At some point down the line, Lemming believes the other services finally will realize what he has believed since he first saw Fiedorowicz and Lombard, that they are big-time players and are well deserving of their lofty rankings.
"They'll see what I see," Lemming said. "They'll see it but they'll see it later than I did. Eventually, Fiedorowicz will rank where I have him. They will see a great athlete, a 6-7, 252-pound kid with 4.6 speed. The athletic ability is there. I saw all the tight ends in the country and no one is as good as him.
"I don't know how many saw him or just talked to him on the phone. Some ranked a kid in Las Vegas as the No. 1 tight end but C.J.'s statistics are better in one year than that kid's in two years. C.J. has production and four-sport athleticism and size, everything to be a great one."
Lemming cautions that Fiedorowicz isn't a finished product yet. "He is someone great to build on. He has to be coached. He doesn't know how to block yet. But the only thing that will hold him back is himself. He must put in an effort. He can 't stay stay the same as a college senior as he was in high school."
Lombard is a victim of circumstances.
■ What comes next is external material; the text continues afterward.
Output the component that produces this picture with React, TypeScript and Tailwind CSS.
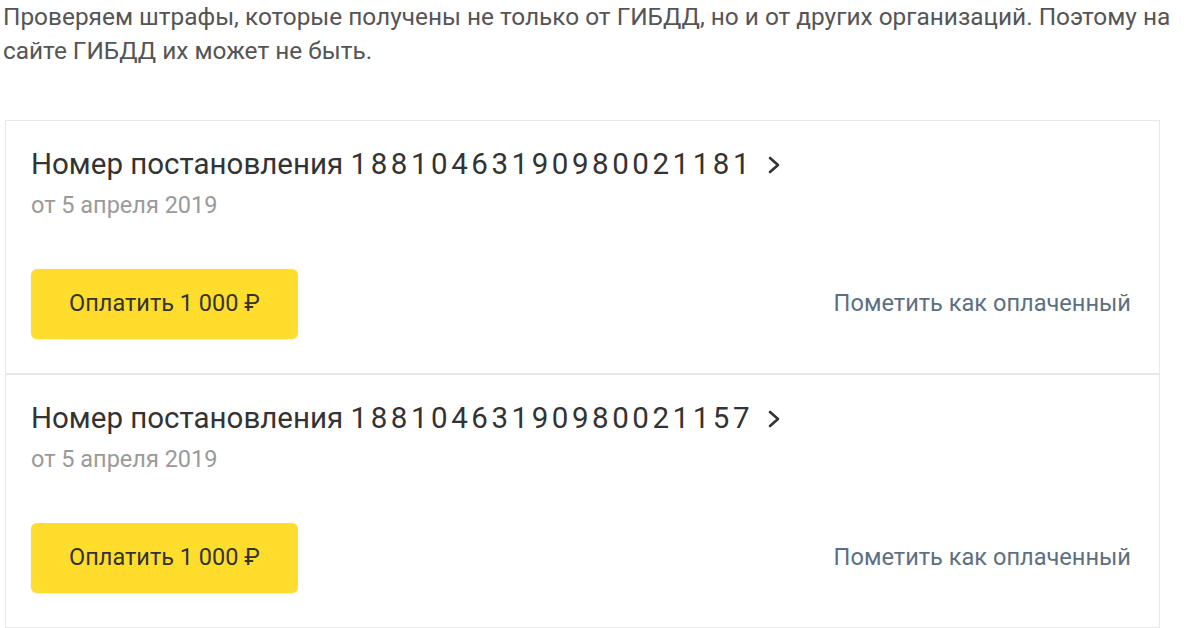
import React from "react";

function Chevron() {
  return (
    <svg width="16" height="20" viewBox="0 0 16 20" className="ml-[13px] mt-[2px]" fill="none">
      <polyline points="4,3 12,10 4,17" stroke="#333" strokeWidth="2.6" strokeLinecap="round" strokeLinejoin="round" />
    </svg>
  );
}

function Fine({ num, last }: { num: string; last?: boolean }) {
  return (
    <div className={`pl-[25px] pr-[28px] pt-[23px] pb-[34px] ${last ? "" : "border-b-2 border-[#e6e6e6]"}`}>
      <div className="flex items-center h-[40px] text-[29.5px] text-[#333] leading-[40px]">
        <span>
          Номер постановления <span className="tracking-[3.55px]">{num}</span>
        </span>
        <Chevron />
      </div>
      <div className="mt-[7px] text-[23.5px] leading-[28px] text-[#9a9a9a]">от 5 апреля 2019</div>
      <div className="mt-[50px] flex items-center justify-between">
        <button className="w-[267px] h-[70px] rounded-[6px] bg-[#ffdd2d] text-[23.5px] text-[#333] shadow-[0_1px_2px_rgba(0,0,0,0.08)]">
          Оплатить 1 000 ₽
        </button>
        <span className="text-[23.6px] text-[#5d6f82]">Пометить как оплаченный</span>
      </div>
    </div>
  );
}

export default function App() {
  return (
    <div className="w-[1200px] h-[628px] bg-white overflow-hidden" style={{ fontFamily: "Roboto, 'Liberation Sans', sans-serif" }}>
      <p className="pl-[3px] text-[24.4px] leading-[34px] text-[#555] whitespace-nowrap">
        Проверяем штрафы, которые получены не только от ГИБДД, но и от других организаций. Поэтому на
        <br />
        сайте ГИБДД их может не быть.
      </p>
      <div className="ml-[5px] mt-[52px] w-[1155px] border border-[#e8e8e8] border-b-2">
        <Fine num="18810463190980021181" />
        <Fine num="18810463190980021157" last />
      </div>
    </div>
  );
}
According to Lemming, he committed too early to get rated highly. And he ruffled some feathers. When he committed in January at the U.S. Army All-America Game in San Antonio, he had 24 scholarship offers. At the time, the next closest player in Chicago was Fiedorowicz with seven.
"Once a kid commits, everybody stops talking about him and he usually gets dropped in the rankings," Lemming said. "I've seen Lombard play in six games in person. He dominated as a sophomore and more as a junior. One Pac-10 coach said he was better than Seantrel Henderson (the top-rated player in the class of 2010) on film. He has great athletic ability."
Another reason why Lombard fell out of favor in the minds of some services is he opted to make his oral commitment at the U.S. Army combine (to Lemming) and didn't bother to inform the other services.
But Lombard, like Fiedorowicz, isn't a finished product. "He must work on his strength in college. He will benefit from a red-shirt year. It would be a mistake if he isn't red-shirted," Lemming said.